What the Dems can do

Democrats need to find a way to begin to step out of the trap of the “drug war.” Although all too many Democrats are enthusiastic practitioners of the drug war, some are beginning to reevaluate the issue. For instance, Congressman Charlie Rangel (D-NY) was a confirmed drug warrior in the ’80s, but after years of his Harlem constituents being convicted and sentenced to hard time upstate, he has spoken out about overreliance on incarceration, introducing a series of bills to reduce sentencing disparities in crack cocaine.

 Representative Rangel’s turnaround on sentencing is a good example of how the Democrats can begin to change the conversation. They need to tell the real stories of the real people affected by our drug policies. Kemba Smith is an African-American woman who, stuck in a controlling relationship with her college boyfriend, ended up playing a marginal role in her abuser’s drug crimes. Eventually, despite neither actually using nor selling drugs, she was convicted under conspiracy laws of all the crimes of his gang. Under mandatory minimum laws, she received 24 and a half years, a longer sentence than manslaughter in many jurisdictions. She was eventually freed after six years when President Clinton commuted her sentence in 2000. Women, especially African-American women, are now the fastest growing segment of the prison population. Like Kemba, they often play a minimal role in a conspiracy but have little information to bargain with authorities. African-Americans already know Kemba’s story, but white America doesn’t have a clue. It would be interesting to see her onstage at the Democratic convention.

 When Americans talk about drugs in the context of pain management, they express far more nuanced views than our current dialogue allows. The baby boomers are getting ready to retire just as the DEA has announced a war on oxycontin, vicodin and other drugs used with little harm by millions to control pain. Certainly they will be ready for a more subtle dialogue. For the same reason, medical marijuana garners up to 80 percent approval in some recent polls. Americans intrinsically understand its potential benefits as a last resort in helping people to find relief from the pain of cancer or other diseases.

 In addition, people convicted of drug crimes face a set of invisible punishments beyond prison. They lose access to housing and needs assistance, and they are often forbidden from receiving licenses. In one state, they cannot receive a license to be a hairdresser. A particularly self-defeating law prevents people convicted of drug crimes from receiving Federal grants or even loans for higher education. Education is the most likely indicator that an individual will not recidivate.

 In the meantime, parents are screaming for assistance at the community level. There are parents who have lost their houses and their jobs in the process of trying to get their kids into decent alcohol or drug treatment. HIV is resurgent in America, and intravenous drug users, their spouses and children are at particular risk. Study after study has shown that syringe exchange coupled with education can slow the transmission of HIV. Americans want to do the right thing on HIV. The lack of health care and the lack of substance abuse treatment (including the startling lack of most kinds of treatment other than 12-step treatment) is a national disaster. A clear, consistent, highly prioritized message by Democrats on this topic could work.

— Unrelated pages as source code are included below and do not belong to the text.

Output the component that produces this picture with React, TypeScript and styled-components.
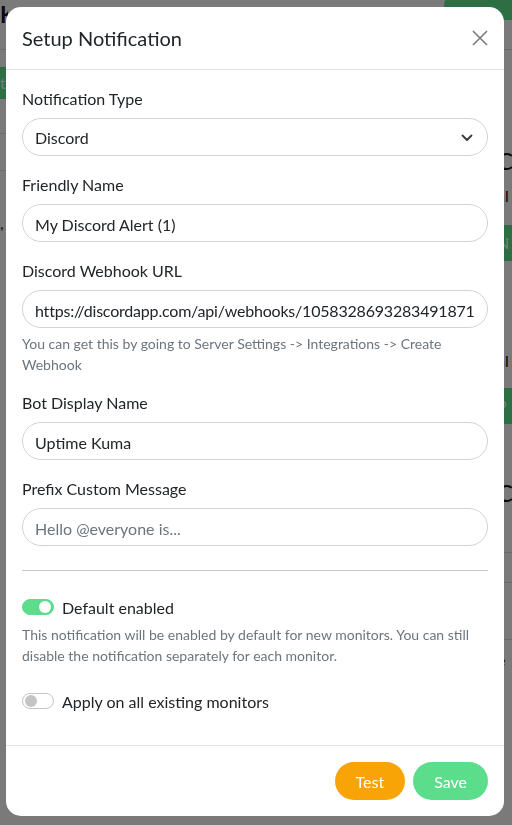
import styled, { createGlobalStyle } from "styled-components";

const GlobalStyle = createGlobalStyle`
  html, body {
    margin: 0;
    padding: 0;
  }
  body {
    font-family: Lato, "Noto Sans", sans-serif;
    color: #212529;
    background: #f5f5f5;
  }
  * {
    box-sizing: border-box;
  }
`;

/* ---------- page behind the modal ---------- */

const Page = styled.div`
  height: 825px;
  overflow: hidden;
  background: #f5f5f5;
  display: flex;
  flex-direction: column;
`;

const TopBar = styled.header`
  display: flex;
  justify-content: space-between;
  align-items: flex-start;
  height: 50px;
  flex-shrink: 0;
  border-bottom: 1px solid #d6d6d6;
`;

const Brand = styled.div`
  width: 8px;
  overflow: hidden;
  font-size: 22px;
  font-weight: bold;
  line-height: 30px;
  color: #111;
`;

const TopButton = styled.div`
  width: 68px;
  height: 28px;
  margin-top: -8px;
  border-radius: 18px 0 0 18px;
  background: #5cdd8b;
`;

const Main = styled.div`
  display: flex;
  justify-content: space-between;
  flex: 1;
`;

const Side = styled.div`
  width: 10px;
  overflow: hidden;
  white-space: nowrap;
`;

const Detail = styled.div`
  width: 15px;
  overflow: hidden;
  white-space: nowrap;
  padding-top: 96px;
`;

const GreenBlock = styled.div<{ $top: number; $height: number }>`
  margin-top: ${(p) => p.$top}px;
  height: ${(p) => p.$height}px;
  background: #5cdd8b;
  color: #e8fff0;
  font-size: 16px;
  line-height: ${(p) => p.$height}px;
`;

const ListRow = styled.div<{ $height: number }>`
  height: ${(p) => p.$height}px;
  border-bottom: 1px solid #d6d6d6;
`;

const BgHeading = styled.div<{ $top: number }>`
  margin-top: ${(p) => p.$top}px;
  font-size: 24px;
  line-height: 30px;
  color: #111;
`;

const BgText = styled.div<{ $top: number }>`
  margin-top: ${(p) => p.$top}px;
  font-size: 16px;
  line-height: 24px;
  color: #111;
`;

/* ---------- modal ---------- */

const Overlay = styled.div`
  position: fixed;
  inset: 0;
  background: rgba(0, 0, 0, 0.5);
  padding: 7px 0 0 6px;
`;

const Dialog = styled.div`
  width: 498px;
  background: #fff;
  border-radius: 15px;
  overflow: hidden;
`;

const Header = styled.div`
  display: flex;
  align-items: center;
  justify-content: space-between;
  padding: 16px;
  border-bottom: 1px solid #dee2e6;
`;

const Title = styled.h5`
  margin: 0;
  font-size: 20px;
  font-weight: 400;
  line-height: 30px;
  color: #212529;
`;

const CloseButton = styled.button`
  display: flex;
  padding: 0;
  border: none;
  background: transparent;
  color: #7a7a7a;
  cursor: pointer;
`;

const Body = styled.div`
  padding: 16px;
`;

const Field = styled.div<{ $last?: boolean }>`
  margin-bottom: ${(p) => (p.$last ? 0 : 16)}px;
`;

const Label = styled.label`
  display: block;
  padding-top: 1px;
  margin-bottom: 7px;
  font-size: 16px;
  line-height: 24px;
`;

const inputBase = `
  display: block;
  width: 100%;
  height: 38px;
  padding: 7px 12px 5px;
  border: 1px solid #ced4da;
  border-radius: 19px;
  background: #fff;
  font-family: inherit;
  font-size: 16px;
  line-height: 24px;
  color: #212529;
  outline: none;
`;

const Input = styled.input<{ $tight?: boolean }>`
  ${inputBase}
  letter-spacing: ${(p) => (p.$tight ? "-0.2px" : "normal")};
  &::placeholder {
    color: #6c757d;
  }
`;

const SelectWrap = styled.div`
  position: relative;
`;

const Select = styled.select`
  ${inputBase}
  appearance: none;
  padding-right: 36px;
`;

const Chevron = styled.svg`
  position: absolute;
  right: 13px;
  top: 12px;
  pointer-events: none;
`;

const Help = styled.div`
  margin-top: 4px;
  padding-top: 1px;
  margin-bottom: -1px;
  font-size: 14px;
  line-height: 21px;
  color: #6c757d;
`;

const Divider = styled.hr`
  margin: 24px 0;
  border: none;
  border-top: 1px solid #c8c9ca;
`;

const CheckGroup = styled.div<{ $top?: number }>`
  margin-top: ${(p) => p.$top ?? 0}px;
  margin-bottom: 16px;
`;

const SwitchRow = styled.label`
  display: flex;
  align-items: center;
  gap: 8px;
  height: 24px;
  font-size: 16px;
  line-height: 24px;
`;

const SwitchText = styled.span`
  padding-top: 1px;
  margin-bottom: -1px;
`;

const Switch = styled.span<{ $on: boolean }>`
  display: flex;
  align-items: center;
  justify-content: ${(p) => (p.$on ? "flex-end" : "flex-start")};
  width: 32px;
  height: 16px;
  padding: 0 2px;
  border-radius: 8px;
  border: 1px solid ${(p) => (p.$on ? "#5cdd8b" : "#c4c4c4")};
  background: ${(p) => (p.$on ? "#5cdd8b" : "#fff")};

  &::after {
    content: "";
    width: 12px;
    height: 12px;
    border-radius: 50%;
    background: ${(p) => (p.$on ? "#fff" : "#c4c4c4")};
  }
`;

const Footer = styled.div`
  display: flex;
  justify-content: flex-end;
  gap: 8px;
  padding: 16px;
  border-top: 1px solid #dee2e6;
`;

const Button = styled.button<{ $color: string }>`
  height: 38px;
  padding: 1px 21px 0;
  border: none;
  border-radius: 19px;
  background: ${(p) => p.$color};
  color: #fff;
  font-family: inherit;
  font-size: 16px;
  line-height: 24px;
  cursor: pointer;
`;

const App = () => {
  return (
    <>
      <GlobalStyle />
      <Page>
        <TopBar>
          <Brand>K</Brand>
          <TopButton />
        </TopBar>
        <Main>
          <Side>
            <GreenBlock $top={17} $height={32}>to</GreenBlock>
            <ListRow $height={35} />
            <ListRow $height={37} />
            <BgText $top={40}>,</BgText>
          </Side>
          <Detail>
            <BgHeading $top={0}>C</BgHeading>
            <BgText $top={8}>al</BgText>
            <GreenBlock $top={17} $height={36}>N</GreenBlock>
            <BgText $top={88}>al</BgText>
            <GreenBlock $top={15} $height={36}>P</GreenBlock>
            <BgHeading $top={54}>C</BgHeading>
            <ListRow $height={45} />
            <ListRow $height={30} />
            <ListRow $height={57} />
            <BgText $top={8}>e</BgText>
            <BgText $top={24}>:</BgText>
          </Detail>
        </Main>
      </Page>

      <Overlay>
        <Dialog>
          <Header>
            <Title>Setup Notification</Title>
            <CloseButton aria-label="Close">
              <svg width="16" height="16" viewBox="0 0 16 16">
                <path d="M1 1L15 15M15 1L1 15" stroke="currentColor" strokeWidth="1.6" />
              </svg>
            </CloseButton>
          </Header>

          <Body>
            <Field>
              <Label>Notification Type</Label>
              <SelectWrap>
                <Select defaultValue="discord">
                  <option value="discord">Discord</option>
                </Select>
                <Chevron width="16" height="16" viewBox="0 0 16 16">
                  <path
                    d="M3.5 5.5l4.5 4.5 4.5-4.5"
                    fill="none"
                    stroke="#343a40"
                    strokeWidth="1.8"
                    strokeLinecap="round"
                    strokeLinejoin="round"
                  />
                </Chevron>
              </SelectWrap>
            </Field>

            <Field>
              <Label>Friendly Name</Label>
              <Input defaultValue="My Discord Alert (1)" />
            </Field>

            <Field>
              <Label>Discord Webhook URL</Label>
              <Input $tight defaultValue="https://discordapp.com/api/webhooks/1058328693283491871" />
              <Help>You can get this by going to Server Settings -&gt; Integrations -&gt; Create Webhook</Help>
            </Field>

            <Field>
              <Label>Bot Display Name</Label>
              <Input defaultValue="Uptime Kuma" />
            </Field>

            <Field $last>
              <Label>Prefix Custom Message</Label>
              <Input placeholder="Hello @everyone is..." />
            </Field>

            <Divider />

            <CheckGroup>
              <SwitchRow>
                <Switch $on />
                <SwitchText>Default enabled</SwitchText>
              </SwitchRow>
              <Help>
                This notification will be enabled by default for new monitors. You can still disable the
                notification separately for each monitor.
              </Help>
            </CheckGroup>

            <CheckGroup $top={24}>
              <SwitchRow>
                <Switch $on={false} />
                <SwitchText>Apply on all existing monitors</SwitchText>
              </SwitchRow>
            </CheckGroup>
          </Body>

          <Footer>
            <Button $color="#f8a306">Test</Button>
            <Button $color="#5cdd8b">Save</Button>
          </Footer>
        </Dialog>
      </Overlay>
    </>
  );
};

export default App;
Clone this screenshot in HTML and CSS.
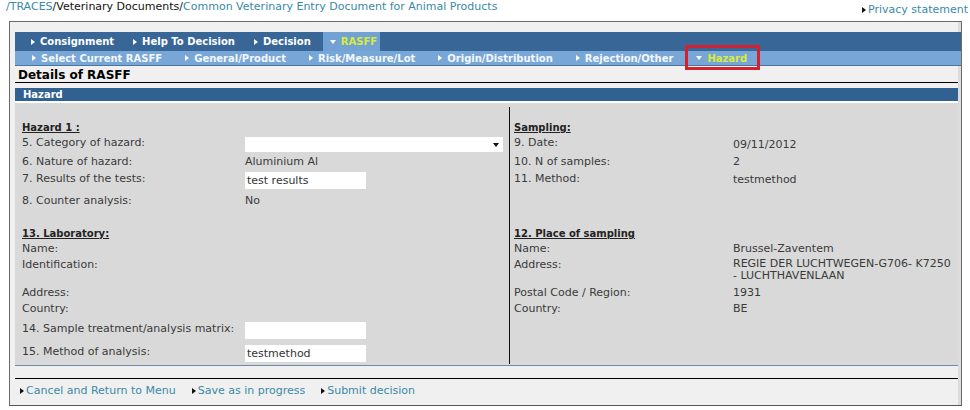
FILE: index.html
```html
<!DOCTYPE html>
<html lang="en">
  <head>
    <meta charset="UTF-8" />
    <title>TRACES - Details of RASFF</title>
    <link rel="stylesheet" href="styles.css">
  </head>
  <body>
    <header class="top">
      <div class="crumbs">
        <a href="#">/TRACES</a>/Veterinary Documents/<a href="#">Common Veterinary Entry Document for Animal Products</a>
      </div>
      <a class="arrow-link privacy" href="#">Privacy statement</a>
    </header>

    <div class="frame">
      <ul class="tabs main-tabs">
        <li>Consignment</li>
        <li>Help To Decision</li>
        <li>Decision</li>
        <li class="active">RASFF</li>
      </ul>
      <ul class="tabs sub-tabs">
        <li>Select Current RASFF</li>
        <li>General/Product</li>
        <li>Risk/Measure/Lot</li>
        <li>Origin/Distribution</li>
        <li>Rejection/Other</li>
        <li class="active marked">Hazard</li>
      </ul>

      <h2 class="title">Details of RASFF</h2>

      <section class="panel">
        <h3 class="panel-head">Hazard</h3>
        <div class="panel-body">
          <div class="col left">
            <div class="group">
              <h4>Hazard 1 :</h4>
              <div class="row sel">
                <span class="label">5. Category of hazard:</span>
                <span class="select"><select></select></span>
              </div>
              <div class="row">
                <span class="label">6. Nature of hazard:</span>
                <span class="val">Aluminium Al</span>
              </div>
              <div class="row inp">
                <span class="label">7. Results of the tests:</span>
                <input value="test results" />
              </div>
              <div class="row">
                <span class="label">8. Counter analysis:</span>
                <span class="val">No</span>
              </div>
            </div>

            <div class="group">
              <h4>13. Laboratory:</h4>
              <div class="row">
                <span class="label">Name:</span>
              </div>
              <div class="row tall">
                <span class="label">Identification:</span>
              </div>
              <div class="row">
                <span class="label">Address:</span>
              </div>
              <div class="row last">
                <span class="label">Country:</span>
              </div>
              <div class="row inp">
                <span class="label">14. Sample treatment/analysis matrix:</span>
                <input value="" />
              </div>
              <div class="row inp">
                <span class="label">15. Method of analysis:</span>
                <input value="testmethod" />
              </div>
            </div>
          </div>

          <div class="col right">
            <div class="group">
              <h4>Sampling:</h4>
              <div class="row sel">
                <span class="label">9. Date:</span>
                <span class="val down">09/11/2012</span>
              </div>
              <div class="row">
                <span class="label">10. N of samples:</span>
                <span class="val">2</span>
              </div>
              <div class="row inp">
                <span class="label">11. Method:</span>
                <span class="val down">testmethod</span>
              </div>
              <div class="row"></div>
            </div>

            <div class="group">
              <h4>12. Place of sampling</h4>
              <div class="row">
                <span class="label">Name:</span>
                <span class="val">Brussel-Zaventem</span>
              </div>
              <div class="row tall">
                <span class="label">Address:</span>
                <span class="val multi">REGIE DER LUCHTWEGEN-G706- K7250<br>- LUCHTHAVENLAAN</span>
              </div>
              <div class="row">
                <span class="label">Postal Code / Region:</span>
                <span class="val">1931</span>
              </div>
              <div class="row last">
                <span class="label">Country:</span>
                <span class="val">BE</span>
              </div>
            </div>
          </div>
        </div>
      </section>

      <nav class="actions">
        <a class="arrow-link" href="#">Cancel and Return to Menu</a>
        <a class="arrow-link" href="#">Save as in progress</a>
        <a class="arrow-link" href="#">Submit decision</a>
      </nav>
    </div>
  </body>
</html>
```

FILE: styles.css
```css
body {
  margin: 0;
  font-family: "DejaVu Sans", Verdana, sans-serif;
  font-size: 11px;
  line-height: 13px;
  color: #3a3a3a;
  background: #fff;
}

a {
  color: #3a8aa6;
  text-decoration: none;
}

.arrow-link {
  display: inline-flex;
  align-items: center;
  gap: 2px;

  &::before {
    content: "";
    border-left: 4px solid #111;
    border-top: 3.5px solid transparent;
    border-bottom: 3.5px solid transparent;
  }
}

.top {
  height: 21px;
  display: flex;
  justify-content: space-between;
  padding: 0 2px 0 6px;

  .crumbs {
    color: #111;
  }

  .privacy {
    padding-top: 3px;
    align-self: flex-start;
  }
}

.frame {
  width: 943px;
  margin-left: 9px;
  padding: 10px 3px 0 5px;
  background: #f0f0f0;
  border: 1px solid #6a6a6a;
  border-bottom-color: #555;
  box-shadow: inset -3px 0 0 #dcdcdc;
}

.tabs {
  display: flex;
  list-style: none;
  margin: 0 -3px 0 0;
  padding: 0;
  font-size: 10px;
  font-weight: bold;
  color: #fff;

  li {
    position: relative;
    display: flex;
    align-items: center;
    gap: 5px;

    &::before {
      content: "";
      border-left: 4px solid #fff;
      border-top: 3.5px solid transparent;
      border-bottom: 3.5px solid transparent;
    }

    &.active {
      color: #d8ec3c;

      &::before {
        border-left: 3.5px solid transparent;
        border-right: 3.5px solid transparent;
        border-top: 4px solid #fff;
        border-bottom: 0;
      }
    }
  }
}

.main-tabs {
  height: 19px;
  background: #376697;
  padding-left: 9px;
  gap: 8px;

  li {
    padding: 0 4px 0 7px;

    &.active {
      background: #72a2d3;
      padding-right: 3px;
    }
  }
}

.sub-tabs {
  height: 14px;
  background: #78a7d7;
  border-bottom: 1px solid #4a76a3;
  padding-left: 17px;
  gap: 23px;
  color: #f4f7fb;

  /* red highlight drawn around the current sub tab */
  li.marked::after {
    content: "";
    position: absolute;
    left: -11px;
    right: -13px;
    top: -6px;
    bottom: -5px;
    border: 3px solid #d3222e;
  }
}

.title {
  margin: 0;
  padding: 3px 0 0 3px;
  font-size: 12px;
  line-height: 13px;
  color: #000;
  border-bottom: 1px solid #000;
}

.panel {
  margin-top: 5px;
  border-bottom: 1px solid #6b8cab;
}

.panel-head {
  margin: 0;
  height: 13px;
  padding-left: 8px;
  background: #306191;
  border-bottom: 2px solid #fff;
  font-size: 10px;
  line-height: 13px;
  color: #fff;
}

.panel-body {
  display: grid;
  grid-template-columns: 494px 1fr;
  background: #d9d9d9;
  height: 262px;
}

.col {
  &.left {
    padding: 18px 0 0 7px;
  }

  &.right {
    margin: 4px 0 3px;
    padding: 14px 0 0 4px;
    border-left: 1px solid #111;
  }
}

.group + .group {
  margin-top: 17px;
}

h4 {
  margin: 0;
  height: 15px;
  font-size: 10px;
  line-height: 13px;
  color: #222;
  text-decoration: underline;
}

.row {
  display: flex;
  align-items: flex-start;
  height: 16px;

  &.sel {
    height: 19px;
  }

  &.inp {
    height: 23px;

    .label {
      padding-top: 1px;
    }
  }

  &.tall {
    height: 28px;
  }

  &.last {
    height: 19px;
  }

  .label {
    flex: none;
  }

  .val.down {
    padding-top: 2px;
  }

  .val.multi {
    line-height: 12px;
  }
}

.left .label {
  width: 223px;
}

.right .label {
  width: 219px;
}

.select {
  position: relative;
  margin-top: 1px;

  select {
    display: block;
    appearance: none;
    width: 258px;
    height: 15px;
    border: 0;
    background: #fff;
  }

  &::after {
    content: "";
    position: absolute;
    right: 4px;
    top: 6px;
    border-left: 3.5px solid transparent;
    border-right: 3.5px solid transparent;
    border-top: 4px solid #111;
  }
}

input {
  width: 117px;
  height: 17px;
  margin-top: 1px;
  padding: 0 2px;
  border: 0;
  background: #fff;
  font: inherit;
  color: #333;
}

.actions {
  margin-top: 12px;
  border-top: 1px solid #000;
  padding: 5px 0 7px 5px;
  display: flex;
  gap: 16px;
  line-height: 14px;
}
```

 Democrats can also emphasize both the out-of-control costs of the criminal justice system and the failure to prioritize more serious crimes over drugs. They know that Tommy Chong is not a major threat to their kids and they cannot be happy that it will ultimately cost the government at least $18,000 to imprison him and many thousands more to prosecute him. Ultimately it is up to Democrats to free themselves from the straightjacket of John Walters’ war for morality.

 As for Tommy Chong? He’ll get out of prison in July.

William McColl is an advocate and activist in Washington D.C.